Boris Pahor, OMRI (26 August 1913 – 30 May 2022) was an Italian centenarian and novelist in the Slovene language who was best known for his heartfelt descriptions of life as a member of the Slovenian minority in pre-Second World War increasingly fascist Italy. as well as a Nazi concentration camp survivor. In his novel Necropolis he visits the Natzweiler-Struthof camp twenty years after his relocation to Dachau. Following Dachau, he was relocated three more times: to Mittelbau-Dora, Harzungen and finally to Bergen-Belsen, which was liberated on 15 April 1945.

Biography[]

Pahor was born into a Slovene minority community in Trieste, Austria-Hungary (present-day Trieste, Friuli-Venezia Giulia, Italy) on 26 August 1913. His parents were Franc Pahor and Marija (née Ambrozic) Pahor.

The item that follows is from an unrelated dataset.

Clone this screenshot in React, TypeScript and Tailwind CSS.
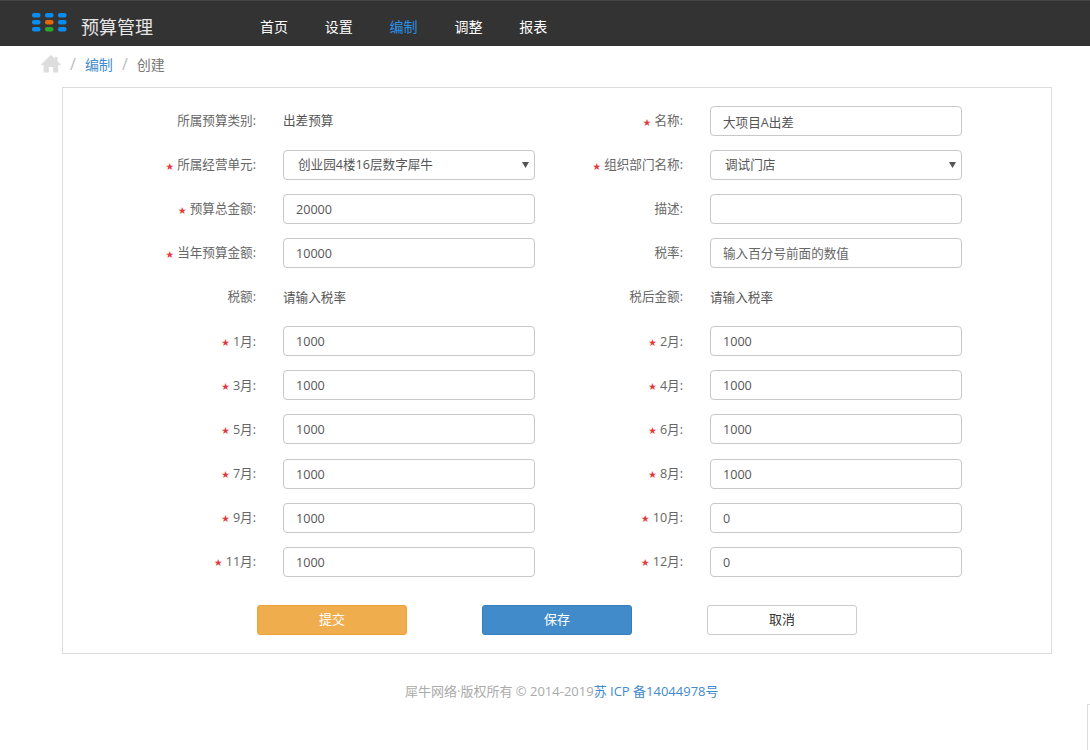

His success was not instant; openly expressing his disapproval of communism in Yugoslavia, he was not acknowledged and was probably intentionally overseen by his homeland until after Slovenia had gained its independence in 1991. It was not until 2013 that his novel was first translated into English. The first translation (in 1995) was titled Pilgrim Among the Shadows and the second one (in 2010) Necropolis. The masterpiece has been translated into several other European languages; French: Pelerin parmi les ombres (1996), German: Nekropolis (2001, 2003), Catalan: Necropolis (2004), Finnish: Nekropoli (2006), Italian: Necropoli (2008), Serbian: Necropola (2009), Spanish: Necrópolis (2010), Dutch: Nekropolis (2011), Croatian: Nekropola (2012), Portuguese: Necropole (2013) and Esperanto: Pilgrimanto inter ombroj.

Pahor was a prominent public figure in the Slovene minority in Italy, who were affected by Fascist Italianization. Although a member of the Slovene Partisans, he opposed Titoist Communism as well. He was awarded the Legion of Honour by the French government and the Cross of Honour for Science and Art by the Austrian government, and was nominated for the Nobel prize for literature by the Slovenian Academy of Sciences and Arts. He refused the title of honorary citizen of the capital of Slovenia because he believed that the Slovene minority in Italy (1920–47) was not supported the way it ought to have been during the period of Fascist Italianization by right-wing or left-wing Slovenian political elites. Pahor was married to the author Radoslava Premrl (1921–2009) and, at the age of 99, wrote a book dedicated to her. He is, in addition to Slovene and Italian, fluent in French.

He became the oldest known living person in Friuli-Venezia Giulia, following the death of 108-year-old Antonia Paliaga on 12 March 2022.

Pahor Died at his home in Contovello Trieste, Friuli-Venezia Giulia, Italy, on 30 May 2022 at the age of 108 years, 277 days. At the time of his death, he was the oldest known living ethnic Slovenian man in the world, and the fourth-oldest known living man in Italy (behind Tripolino Giannini, Salvatore Nardi, and Renato Zagaglioni).